The Augusta Rule (Done Properly)
Business owners can rent their personal residence to their business for up to 14 days per year, tax-free personally, for legitimate business use, such as meetings, planning sessions, or filming content.
The key is doing it correctly:
The rent must be reasonable
The business purpose must be legitimate
A written lease agreement should exist between you and the business
When structured properly, this allows income to move out of the business as a deduction without creating personal taxable income.
Paying Your Spouse or Children for Legitimate Work
If your spouse or children perform real, necessary work for the business, they can be compensated just like any other employee.
This shifts income to lower tax brackets, funds IRAs or savings for family members, and keeps money working inside the family system, all while staying compliant.
These strategies are powerful, but only when they’re documented, reasonable, and coordinated with your overall plan.
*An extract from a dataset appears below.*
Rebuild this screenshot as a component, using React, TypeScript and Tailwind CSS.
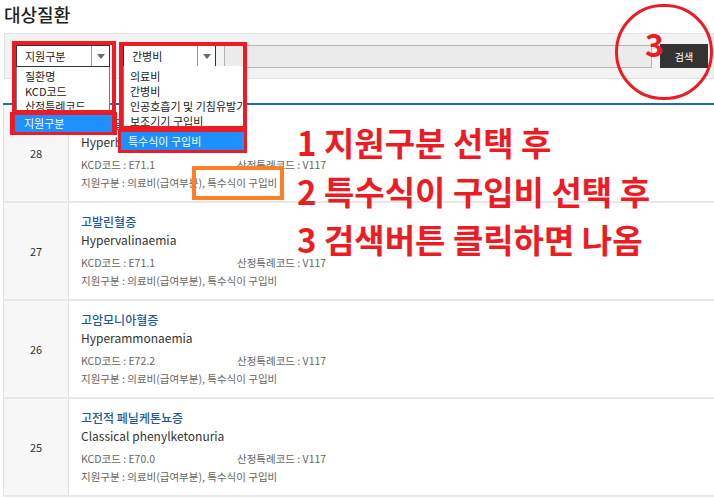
import React from "react";

const FONT = { fontFamily: '"Noto Sans CJK KR", "Noto Sans", sans-serif' };

type Row = { no: number; ko: string; en: string; kcd: string; v: string };
const rows: Row[] = [
  { no: 28, ko: "고베타알라닌혈증", en: "Hyperbetaalaninaemia", kcd: "E71.1", v: "V117" },
  { no: 27, ko: "고발린혈증", en: "Hypervalinaemia", kcd: "E71.1", v: "V117" },
  { no: 26, ko: "고암모니아혈증", en: "Hyperammonaemia", kcd: "E72.2", v: "V117" },
  { no: 25, ko: "고전적 페닐케톤뇨증", en: "Classical phenylketonuria", kcd: "E70.0", v: "V117" },
];

function Arrow() {
  return (
    <div className="w-[18px] h-full border-l border-[#9a9a9a] flex items-center justify-center">
      <svg width="8" height="5" viewBox="0 0 8 5">
        <path d="M0 0 L8 0 L4 5 Z" fill="#6b6b6b" />
      </svg>
    </div>
  );
}

function Select({ label, w }: { label: string; w: string }) {
  return (
    <div className={`${w} h-[22px] bg-white border border-[#333] flex items-center`}>
      <div className="flex-1 pl-[8px] text-[11px] leading-none text-[#222]">{label}</div>
      <Arrow />
    </div>
  );
}

export default function App() {
  return (
    <div className="relative w-[714px] h-[498px] overflow-hidden bg-white" style={FONT}>
      <div className="h-[28px] pl-[4px] text-[18px] leading-[28px] font-medium text-[#222]">대상질환</div>

      <div className="mt-[5px] ml-[4px] h-[46px] border border-[#e2e2e2] bg-[#f3f3f3] flex items-center pl-[11px]">
        <Select label="지원구분" w="w-[94px]" />
        <div className="ml-[13px]">
          <Select label="간병비" w="w-[93px]" />
        </div>
        <div className="ml-[8px] w-[428px] h-[23px] bg-[#ebebeb] border border-[#b5b5b5]" />
        <div className="ml-[8px] w-[48px] h-[24px] bg-[#333] text-white text-[10px] flex items-center justify-center">
          검색
        </div>
      </div>

      <div className="mt-[24px] ml-[3px] h-[2px] bg-[#1f6db3]" />

      <div className="ml-[3px]">
        {rows.map((r) => (
          <div key={r.no} className="flex h-[98px] border-b-2 border-[#e8e8e8]">
            <div className="w-[66px] bg-[#f7f7f7] border-l border-r border-[#e0e0e0] flex items-center justify-center text-[11px] text-[#333]">
              {r.no}
            </div>
            <div className="flex-1 pl-[12px] pt-[10px]">
              <div className="text-[12px] leading-[18px] font-medium text-[#1f5a98]">{r.ko}</div>
              <div className="text-[12px] leading-[18px] text-[#333]">{r.en}</div>
              <div className="mt-[5px] flex text-[10.5px] leading-[18px] text-[#666]">
                <span className="w-[156px]">KCD코드 : {r.kcd}</span>
                <span>산정특례코드 : {r.v}</span>
              </div>
              <div className="text-[10.5px] leading-[18px] text-[#666]">지원구분 : 의료비(급여부분), 특수식이 구입비</div>
            </div>
          </div>
        ))}
      </div>

      {/* dropdown 1 list */}
      <div className="absolute left-[16px] top-[67px] w-[94px] h-[47px] bg-white border-x border-b border-[#7a7a7a] pl-[8px] text-[11px] text-[#222]">
        <div className="h-[15px] leading-[15px] mt-[2px]">질환명</div>
        <div className="h-[15px] leading-[15px]">KCD코드</div>
        <div className="h-[15px] leading-[15px]">산정특례코드</div>
      </div>
      {/* dropdown 2 list */}
      <div className="absolute left-[123px] top-[66px] w-[121px] h-[64px] bg-white border-x border-b border-[#7a7a7a] pl-[6px] text-[11px] text-[#222] overflow-hidden whitespace-nowrap">
        <div className="h-[15px] leading-[15px] mt-[3px]">의료비</div>
        <div className="h-[15px] leading-[15px]">간병비</div>
        <div className="h-[15px] leading-[15px]">인공호흡기 및 기침유발기</div>
        <div className="h-[15px] leading-[15px]">보조기기 구입비</div>
      </div>

      {/* red annotation boxes */}
      <div className="absolute left-[12px] top-[41px] w-[104px] h-[73px] border-[4px] border-[#ed1c24]" />
      <div className="absolute left-[10px] top-[112px] w-[107px] h-[23px] border-y-[3px] border-x-[5px] border-[#ed1c24] bg-[#1e8fff] flex items-center pl-[9px] text-[11px] text-white">
        지원구분
      </div>
      <div className="absolute left-[119px] top-[42px] w-[128px] h-[88px] border-[4px] border-[#ed1c24]" />
      <div className="absolute left-[118px] top-[129px] w-[129px] h-[24px] border-[3px] border-[#ed1c24] bg-[#1e8fff] flex items-center pl-[7px] text-[11px] text-white">
        특수식이 구입비
      </div>

      {/* orange box */}
      <div className="absolute left-[192px] top-[166px] w-[92px] h-[34px] border-[4px] border-[#ff7f27]" />

      {/* circle 3 */}
      <div className="absolute left-[615px] top-[4px] w-[98px] h-[96px] rounded-full border-[3px] border-[#ed1c24]" />
      <div className="absolute left-[645px] top-[25px] text-[32px] leading-[36px] font-bold text-[#ed1c24]">3</div>

      {/* red text */}
      <div className="absolute left-[297px] top-[118px] text-[33px] leading-[48.5px] font-bold text-[#ed1c24] whitespace-nowrap">
        <div>1 지원구분 선택 후</div>
        <div>2 특수식이 구입비 선택 후</div>
        <div>3 검색버튼 클릭하면 나옴</div>
      </div>
    </div>
  );
}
Proceed carefully here, but it is important to consider these tax strategies if they apply to you.
4. Clean Up Your Books and Claim the Deductions You’re Already Missing
A surprising amount of overpaid tax has nothing to do with strategy and everything to do with bookkeeping.
Before filing, you should:
Reconcile all accounts
Ensure expenses are properly categorized
Review subscriptions, software, insurance, and recurring charges
Confirm home office, mileage, and travel tracking where applicable
Clean books do two things: they support legitimate deductions and they give you clarity. When you understand true profitability, you can make better decisions about taxes, cash flow, and personal income without surprises.
5. Turn Tax Planning Into a Wealth Plan
The most important shift is this: stop treating taxes as the end of the conversation.
Taxes are a signal that your business is producing income. The real question is what you’re doing with that income after it shows up.
Before filing, ask yourself:
How much of my business profit is actually becoming personal net worth?
Am I building assets outside the business?
Do I have a plan for excess cash flow?
Too many business owners generate great income but struggle to build lasting wealth. The goal isn’t just to lower this year’s tax bill, it’s to create a system where your business consistently funds your future.
When tax strategy, retirement planning, cash flow, and investments are aligned, taxes stop feeling punitive and start feeling manageable.
Where This All Comes Together
This is the work a great financial partner can help business owners navigate, and what we do at Lifepoint Financial Design.
Here’s your quick checklist:
Review entity structure and compensation
Design retirement and HSA strategies
Coordinate Augusta Rule and family payroll correctly
Clean up books and working alongside your CPA
Align business cash flow with personal wealth goals
The result is clarity, lower tax drag, and a business that supports your life.
For owners who want more than “filing and hoping,” tax planning becomes a strategic advantage. The window before filing isn’t just administrative. It’s an opportunity to build real wealth, as long as you know where to look.